* Given exercise: Copy every line that holds "this".

Pages as source code:
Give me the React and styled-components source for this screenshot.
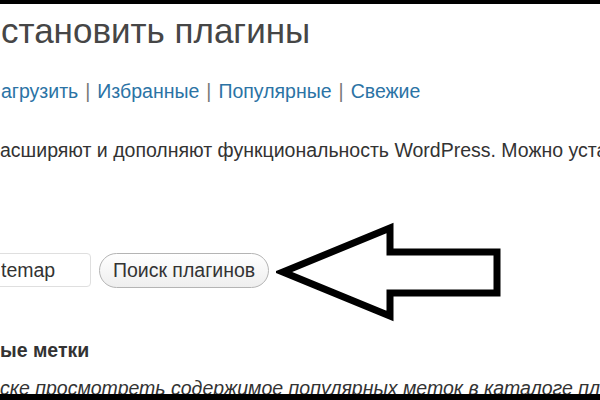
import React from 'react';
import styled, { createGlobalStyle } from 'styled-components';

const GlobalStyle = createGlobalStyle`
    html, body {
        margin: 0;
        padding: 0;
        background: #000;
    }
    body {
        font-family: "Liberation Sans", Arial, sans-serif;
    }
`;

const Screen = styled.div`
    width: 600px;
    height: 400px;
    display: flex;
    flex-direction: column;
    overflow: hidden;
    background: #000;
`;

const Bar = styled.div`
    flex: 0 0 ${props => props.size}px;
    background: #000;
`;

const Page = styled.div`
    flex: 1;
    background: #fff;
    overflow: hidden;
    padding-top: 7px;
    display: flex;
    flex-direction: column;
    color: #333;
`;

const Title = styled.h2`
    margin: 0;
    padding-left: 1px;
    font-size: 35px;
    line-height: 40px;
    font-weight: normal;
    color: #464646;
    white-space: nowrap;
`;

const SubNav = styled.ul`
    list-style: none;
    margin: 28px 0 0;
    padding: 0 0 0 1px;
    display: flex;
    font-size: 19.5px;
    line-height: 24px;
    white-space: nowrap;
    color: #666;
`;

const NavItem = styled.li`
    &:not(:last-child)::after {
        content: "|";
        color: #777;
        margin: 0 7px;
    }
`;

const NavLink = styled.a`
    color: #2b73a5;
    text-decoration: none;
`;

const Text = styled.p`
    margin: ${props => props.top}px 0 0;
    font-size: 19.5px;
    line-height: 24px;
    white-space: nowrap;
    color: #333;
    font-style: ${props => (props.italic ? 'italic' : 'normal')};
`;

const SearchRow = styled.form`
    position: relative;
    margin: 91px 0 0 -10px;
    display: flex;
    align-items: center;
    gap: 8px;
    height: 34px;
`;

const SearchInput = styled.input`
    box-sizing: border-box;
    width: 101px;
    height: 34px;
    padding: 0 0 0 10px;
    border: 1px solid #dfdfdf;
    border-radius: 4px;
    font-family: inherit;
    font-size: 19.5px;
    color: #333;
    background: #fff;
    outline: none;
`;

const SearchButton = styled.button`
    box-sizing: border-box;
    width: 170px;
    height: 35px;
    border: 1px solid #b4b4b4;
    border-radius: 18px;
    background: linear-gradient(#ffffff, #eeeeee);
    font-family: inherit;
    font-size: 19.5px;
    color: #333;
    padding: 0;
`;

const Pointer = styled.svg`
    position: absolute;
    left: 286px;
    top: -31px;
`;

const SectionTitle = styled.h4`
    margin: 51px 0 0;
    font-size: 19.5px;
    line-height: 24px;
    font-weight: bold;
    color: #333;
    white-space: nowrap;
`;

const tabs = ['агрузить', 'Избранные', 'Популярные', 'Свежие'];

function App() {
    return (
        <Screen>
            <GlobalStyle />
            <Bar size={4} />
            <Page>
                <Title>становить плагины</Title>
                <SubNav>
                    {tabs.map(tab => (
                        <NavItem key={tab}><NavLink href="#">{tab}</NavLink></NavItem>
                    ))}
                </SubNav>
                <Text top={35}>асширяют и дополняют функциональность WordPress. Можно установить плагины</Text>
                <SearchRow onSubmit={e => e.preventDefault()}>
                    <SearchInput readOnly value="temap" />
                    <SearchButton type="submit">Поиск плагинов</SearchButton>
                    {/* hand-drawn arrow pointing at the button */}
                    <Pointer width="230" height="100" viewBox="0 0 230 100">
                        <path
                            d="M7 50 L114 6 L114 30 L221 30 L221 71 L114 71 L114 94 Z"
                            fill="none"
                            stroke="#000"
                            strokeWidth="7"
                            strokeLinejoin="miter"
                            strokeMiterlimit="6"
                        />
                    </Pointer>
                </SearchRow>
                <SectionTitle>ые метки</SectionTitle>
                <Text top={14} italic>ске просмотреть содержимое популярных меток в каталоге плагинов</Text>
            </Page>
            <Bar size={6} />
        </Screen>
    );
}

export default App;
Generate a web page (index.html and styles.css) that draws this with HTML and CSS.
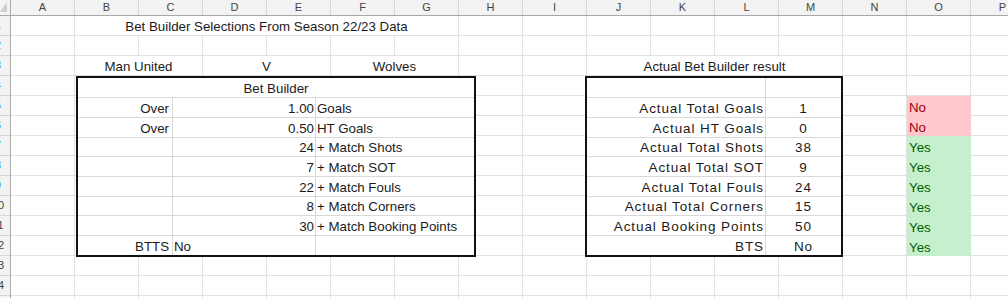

* Written response:
Give me the React and styled-components source for this screenshot.
Generate a web page (index.html and styles.css) that draws this with HTML and CSS.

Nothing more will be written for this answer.